There are three basic threads in this book. The first, of course, is Lauren surviving a post-apocalyptic dystopia ruled by a virtual theocracy. Much of this part of the story is straightforward enduring-the-unendurable along with some pointed comments about racism, sexism, and classism. I was initially skeptical that an America that goes as far down the road to hell as Lauren describes could ever recover, but on consideration, Ashaveri describes a peaceful, prosperous nation that is launching interstellar space ships nearly 70 years later. If Germany and Japan could recover from what they became in the first half of the 20th century, I suppose America could too, but it's not a pretty picture getting there.
The "Earthseed" bit was somewhat more contrived. The precepts of Lauren's religion (she insists Earthseed is a "collection of truths" that she simply discovered and wrote down), which open each chapter, are a mix of self-evident aphorisms and generic New Agey philosophy. I don't read too much into it; I think Butler was just trying to create something plausible for narrative purposes, not actually slipping her own philosophy into Earthseed, which is why I'm amused at some of the negative ratings the book got from Christian reviewers. That said, Earthseed never did seem like much more than a MacGuffin to motivate Lauren and, eventually, the interstellar expansion which was to be the third book in Butler's trilogy.
Lastly, the richest and most nuanced thread in the book: the mother-daughter story. Larkin/Ashaveri is just like her mother in every way. She even describes how everyone tells her she is just like her mother, but she never quite sees it herself, particularly not in her inability to forgive. We can feel their conflict across the decades, even though they barely ever got to know each other. The secondary voices of the male characters (Ashaveri's deceased father Benkole and Lauren's half-brother Marcus) are almost incidental, but add a little more texture.

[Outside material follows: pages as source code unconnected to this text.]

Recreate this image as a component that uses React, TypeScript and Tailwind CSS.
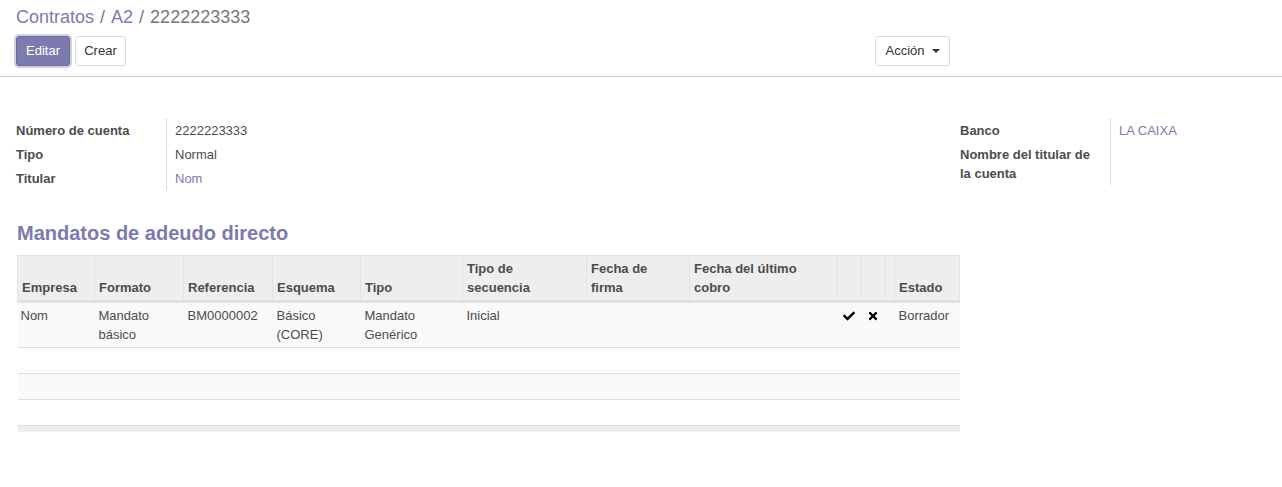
import { FaCheck, FaTimes } from "react-icons/fa";

const cols = [
	{ label: "Empresa", w: "w-[77px]" },
	{ label: "Formato", w: "w-[89px]" },
	{ label: "Referencia", w: "w-[89px]" },
	{ label: "Esquema", w: "w-[88px]" },
	{ label: "Tipo", w: "w-[102px]" },
	{ label: "Tipo de\nsecuencia", w: "w-[124px]" },
	{ label: "Fecha de\nfirma", w: "w-[103px]" },
	{ label: "Fecha del último\ncobro", w: "w-[148px]" },
	{ label: "", w: "w-[24px]" },
	{ label: "", w: "w-[24px]" },
	{ label: "", w: "w-[9px]" },
	{ label: "Estado", w: "w-[65px]" },
];

function Field({ label, value, link }: { label: string; value?: string; link?: boolean }) {
	return (
		<div className="flex">
			<div className="w-[150px] shrink-0 pr-2 py-[2.5px] font-bold leading-[19px]">{label}</div>
			<div
				className={`flex-1 border-l border-[#d9d9d9] pl-[8px] py-[2.5px] leading-[19px] ${
					link ? "text-[#7c7bad]" : ""
				}`}
			>
				{value}
			</div>
		</div>
	);
}

export default function App() {
	return (
		<div className="min-h-[487px] bg-white text-[13px] text-[#4c4c4c] font-['Liberation_Sans',Arial,sans-serif]">
			{/* control panel */}
			<div className="border-b border-[#cfcfcf] px-[16px] pt-[5px] pb-[10px]">
				<div className="text-[18px] leading-[24px]">
					<span className="text-[#7c7bad]">Contratos</span>
					<span className="text-[#777] mx-[6px]">/</span>
					<span className="text-[#7c7bad]">A2</span>
					<span className="text-[#777] mx-[6px]">/</span>
					<span className="text-[#777]">2222223333</span>
				</div>
				<div className="mt-[7px] flex items-center">
					<button className="h-[30px] w-[54px] rounded-[3px] border border-[#6d6c9c] bg-[#7c7bad] text-white shadow-[0_0_0_2px_rgba(124,123,173,0.35)]">
						Editar
					</button>
					<button className="ml-[5px] h-[30px] w-[51px] rounded-[3px] border border-[#dcdcdc] bg-white text-[#333]">
						Crear
					</button>
					<div className="ml-[749px]">
						<button className="flex h-[30px] w-[75px] items-center justify-center gap-[7px] rounded-[3px] border border-[#dcdcdc] bg-white text-[#333]">
							Acción
							<span className="h-0 w-0 border-x-[4px] border-t-[4px] border-x-transparent border-t-[#333]" />
						</button>
					</div>
				</div>
			</div>

			{/* form */}
			<div className="px-[16px] pt-[41px]">
				<div className="flex">
					<div className="w-[310px]">
						<Field label="Número de cuenta" value="2222223333" />
						<Field label="Tipo" value="Normal" />
						<Field label="Titular" value="Nom" link />
					</div>
					<div className="ml-[634px] w-[306px]">
						<Field label="Banco" value="LA CAIXA" link />
						<Field label="Nombre del titular de la cuenta" value="" />
					</div>
				</div>

				<h2 className="ml-[1px] mt-[30px] text-[20px] font-bold leading-[26px] text-[#7c7bad]">
					Mandatos de adeudo directo
				</h2>

				<table className="ml-[1px] mt-[9px] w-[942px] table-fixed border-collapse">
					<thead>
						<tr className="bg-[#eeeeee] border-t border-[#e2e2e2]">
							{cols.map((c, i) => (
								<th
									key={i}
									className={`${c.w} whitespace-pre-line border-x border-[#e2e2e2] border-b-[3px] border-b-[#dee2e6] px-[4px] pt-[3px] pb-[3px] text-left align-bottom font-bold leading-[19px]`}
								>
									{c.label}
								</th>
							))}
						</tr>
					</thead>
					<tbody>
						<tr className="bg-[#f9f9f9] border-b border-[#dddddd]">
							<td className="pl-[3px] pr-[4px] py-[3px] align-top leading-[19px]">Nom</td>
							<td className="px-[4px] py-[3px] align-top leading-[19px]">Mandato básico</td>
							<td className="px-[4px] py-[3px] align-top leading-[19px]">BM0000002</td>
							<td className="px-[4px] py-[3px] align-top leading-[19px]">Básico (CORE)</td>
							<td className="px-[4px] py-[3px] align-top leading-[19px]">Mandato Genérico</td>
							<td className="px-[4px] py-[3px] align-top leading-[19px]">Inicial</td>
							<td className="px-[4px] py-[3px]" />
							<td className="px-[4px] py-[3px]" />
							<td className="py-[3px] align-top">
								<div className="flex h-[19px] items-center justify-center pr-[2px] text-black">
									<FaCheck size={12} />
								</div>
							</td>
							<td className="py-[3px] align-top">
								<div className="flex h-[19px] items-center justify-center pr-[2px] text-black">
									<FaTimes size={12} />
								</div>
							</td>
							<td />
							<td className="px-[4px] py-[3px] align-top leading-[19px]">Borrador</td>
						</tr>
						<tr className="h-[26px] bg-white border-b border-[#dddddd]">
							<td colSpan={12} />
						</tr>
						<tr className="h-[26px] bg-[#f9f9f9] border-b border-[#dddddd]">
							<td colSpan={12} />
						</tr>
						<tr className="h-[26px] bg-white border-b border-[#dddddd]">
							<td colSpan={12} />
						</tr>
					</tbody>
					<tfoot>
						<tr className="h-[6px] bg-[#eeeeee]">
							<td colSpan={12} />
						</tr>
					</tfoot>
				</table>
			</div>
		</div>
	);
}
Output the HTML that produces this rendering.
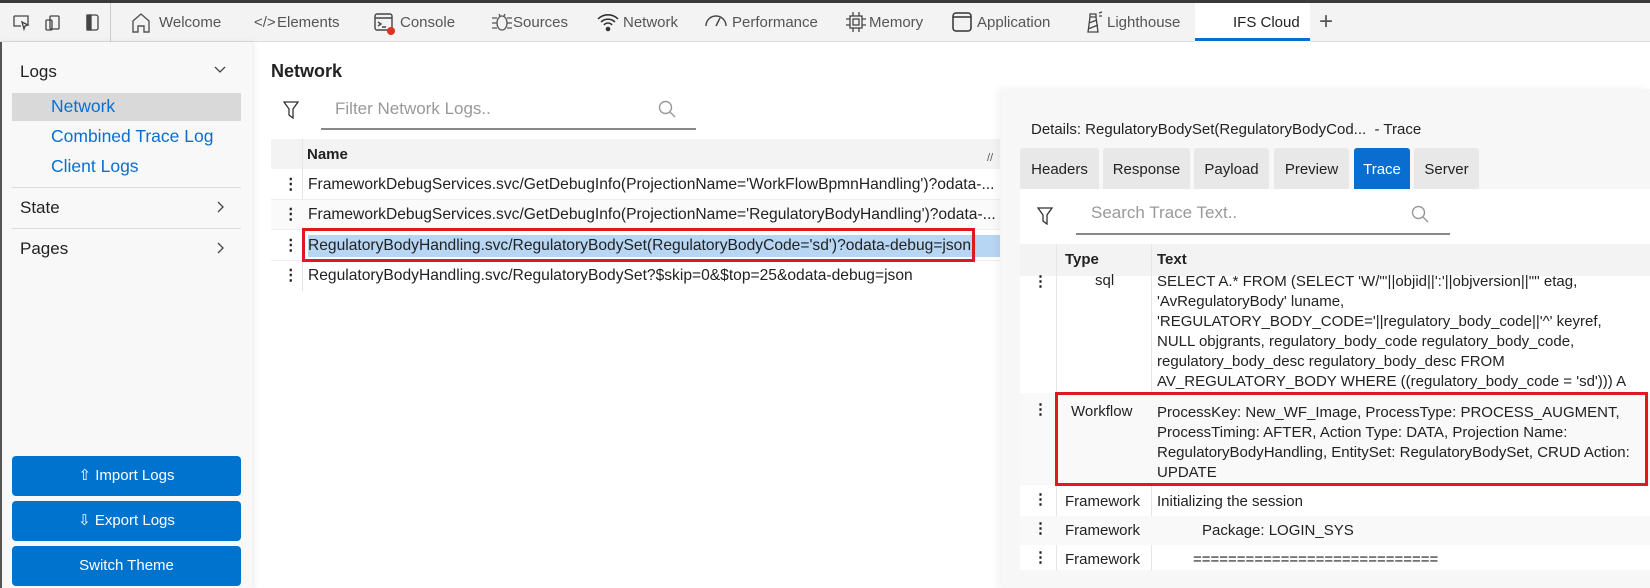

Butler planned a third book in the Earthseed series, which would deal with the Earthseed religion colonizing another planet. It's unfortunate that she died before she wrote that book, but on the other hand, I really think the story was pretty complete at the end of this one, and I'm not sure what else Butler might have had to say about these characters or the forces that drove them and Earthseed.
Verdict: Genuinely brutal without much blood, and without the candy-coated glam of the YA dystopias so fashionable right now, this book will make you squirm the way a dystopia should. There aren't a lot of sci-fi gimmicks, but it's still solidly sci-fi with social commentary, and the character voices are so vivid you will believe they are real. Even though this book is a sequel, you can read it without reading the first one (though the first is equally worth reading).
Also, honestly, these books would make a great movie. But I doubt we'll ever see it. (Or if we do, the books will be absolutely gutted.)